### Provided entries
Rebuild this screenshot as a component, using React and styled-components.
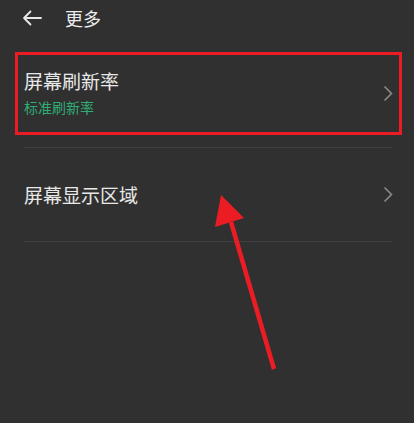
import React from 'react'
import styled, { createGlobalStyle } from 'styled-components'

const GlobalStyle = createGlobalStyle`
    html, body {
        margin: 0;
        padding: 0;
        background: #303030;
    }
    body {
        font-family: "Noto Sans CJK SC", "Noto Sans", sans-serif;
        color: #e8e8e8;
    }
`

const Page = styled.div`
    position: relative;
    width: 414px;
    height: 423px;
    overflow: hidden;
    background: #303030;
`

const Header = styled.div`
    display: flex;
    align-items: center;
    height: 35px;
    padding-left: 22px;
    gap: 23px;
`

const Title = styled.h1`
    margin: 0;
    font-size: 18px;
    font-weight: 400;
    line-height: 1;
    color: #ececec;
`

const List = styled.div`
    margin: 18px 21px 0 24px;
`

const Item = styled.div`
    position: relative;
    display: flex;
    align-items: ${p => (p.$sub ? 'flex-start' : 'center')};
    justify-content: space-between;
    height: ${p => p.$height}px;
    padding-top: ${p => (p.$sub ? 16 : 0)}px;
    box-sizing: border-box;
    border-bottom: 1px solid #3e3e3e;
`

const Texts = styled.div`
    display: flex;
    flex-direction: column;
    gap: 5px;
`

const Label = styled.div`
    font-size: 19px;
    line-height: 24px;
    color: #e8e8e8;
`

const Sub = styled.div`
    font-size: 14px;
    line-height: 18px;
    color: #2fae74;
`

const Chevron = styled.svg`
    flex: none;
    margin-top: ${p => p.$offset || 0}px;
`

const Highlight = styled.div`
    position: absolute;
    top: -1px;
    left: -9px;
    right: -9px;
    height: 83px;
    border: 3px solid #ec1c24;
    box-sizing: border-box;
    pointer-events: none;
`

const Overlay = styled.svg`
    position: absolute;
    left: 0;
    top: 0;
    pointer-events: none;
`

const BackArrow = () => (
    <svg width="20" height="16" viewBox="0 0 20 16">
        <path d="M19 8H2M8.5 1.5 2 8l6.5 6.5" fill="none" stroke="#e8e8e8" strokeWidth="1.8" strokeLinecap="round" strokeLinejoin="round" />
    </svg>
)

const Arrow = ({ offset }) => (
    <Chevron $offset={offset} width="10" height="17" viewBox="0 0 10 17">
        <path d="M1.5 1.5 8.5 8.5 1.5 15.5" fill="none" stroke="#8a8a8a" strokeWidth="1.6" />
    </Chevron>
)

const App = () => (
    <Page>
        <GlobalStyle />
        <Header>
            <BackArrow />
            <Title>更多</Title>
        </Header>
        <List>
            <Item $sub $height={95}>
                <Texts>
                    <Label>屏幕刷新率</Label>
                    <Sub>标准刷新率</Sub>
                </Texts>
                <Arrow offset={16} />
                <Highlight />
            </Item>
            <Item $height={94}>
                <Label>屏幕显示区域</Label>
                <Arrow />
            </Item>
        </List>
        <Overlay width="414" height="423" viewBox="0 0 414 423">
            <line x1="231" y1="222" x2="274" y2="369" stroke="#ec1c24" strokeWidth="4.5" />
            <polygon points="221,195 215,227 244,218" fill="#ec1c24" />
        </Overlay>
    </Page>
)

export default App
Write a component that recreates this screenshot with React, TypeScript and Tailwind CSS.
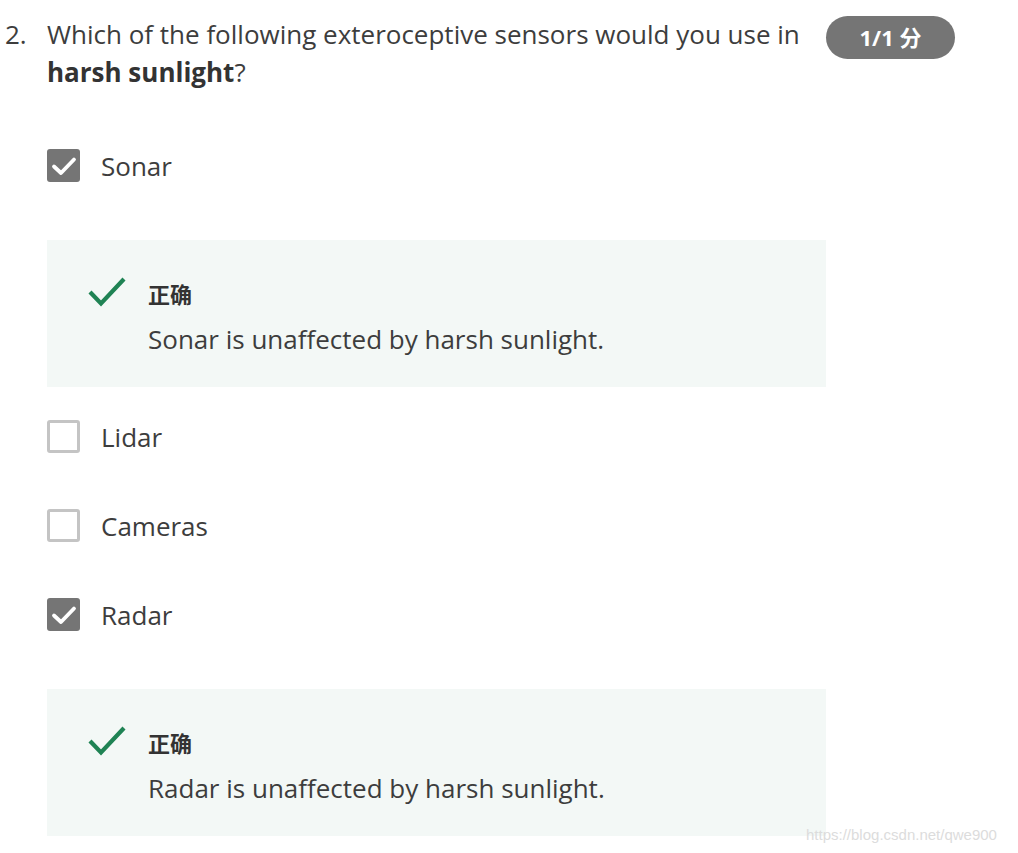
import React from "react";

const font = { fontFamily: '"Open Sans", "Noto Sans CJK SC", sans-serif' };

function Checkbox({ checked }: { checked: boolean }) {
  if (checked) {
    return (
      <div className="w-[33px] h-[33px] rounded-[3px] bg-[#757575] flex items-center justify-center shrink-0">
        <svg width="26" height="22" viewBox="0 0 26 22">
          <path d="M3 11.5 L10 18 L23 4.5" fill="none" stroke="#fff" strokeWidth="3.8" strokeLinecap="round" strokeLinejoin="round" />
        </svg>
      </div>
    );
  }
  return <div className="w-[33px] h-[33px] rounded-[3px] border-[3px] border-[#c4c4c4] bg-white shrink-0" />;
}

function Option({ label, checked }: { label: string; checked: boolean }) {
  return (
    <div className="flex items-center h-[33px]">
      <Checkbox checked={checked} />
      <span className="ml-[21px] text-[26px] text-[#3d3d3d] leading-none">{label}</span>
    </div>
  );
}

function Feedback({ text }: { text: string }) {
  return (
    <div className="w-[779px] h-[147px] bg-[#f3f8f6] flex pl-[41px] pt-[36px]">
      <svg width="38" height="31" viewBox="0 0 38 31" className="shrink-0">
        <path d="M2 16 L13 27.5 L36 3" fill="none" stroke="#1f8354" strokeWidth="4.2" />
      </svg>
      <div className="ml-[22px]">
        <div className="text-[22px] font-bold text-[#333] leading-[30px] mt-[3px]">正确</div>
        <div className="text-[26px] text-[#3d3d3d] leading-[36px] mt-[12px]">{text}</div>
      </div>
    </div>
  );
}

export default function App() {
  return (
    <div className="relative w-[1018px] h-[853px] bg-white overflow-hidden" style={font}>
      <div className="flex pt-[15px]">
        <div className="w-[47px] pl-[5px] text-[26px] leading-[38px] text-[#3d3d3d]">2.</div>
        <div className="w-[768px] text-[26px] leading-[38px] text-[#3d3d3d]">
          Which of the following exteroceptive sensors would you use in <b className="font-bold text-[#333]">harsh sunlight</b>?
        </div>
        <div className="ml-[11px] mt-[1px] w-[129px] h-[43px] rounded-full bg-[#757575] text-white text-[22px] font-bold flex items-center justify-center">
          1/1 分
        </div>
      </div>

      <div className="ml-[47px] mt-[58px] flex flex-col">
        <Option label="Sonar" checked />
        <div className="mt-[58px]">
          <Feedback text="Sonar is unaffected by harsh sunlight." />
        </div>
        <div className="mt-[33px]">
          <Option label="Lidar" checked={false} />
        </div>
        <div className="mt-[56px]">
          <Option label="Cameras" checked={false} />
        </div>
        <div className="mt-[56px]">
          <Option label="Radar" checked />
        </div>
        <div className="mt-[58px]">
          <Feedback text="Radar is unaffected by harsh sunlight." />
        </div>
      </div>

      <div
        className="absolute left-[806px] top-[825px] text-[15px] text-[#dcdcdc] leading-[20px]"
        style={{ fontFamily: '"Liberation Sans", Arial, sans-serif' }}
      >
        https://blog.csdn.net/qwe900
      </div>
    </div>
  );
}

### What you will do
List the lines of the material in which the word "this" occurs.

### Task output
Rebuild this screenshot as a component, using React and styled-components.
Write a component that recreates this screenshot with React, TypeScript and Tailwind CSS.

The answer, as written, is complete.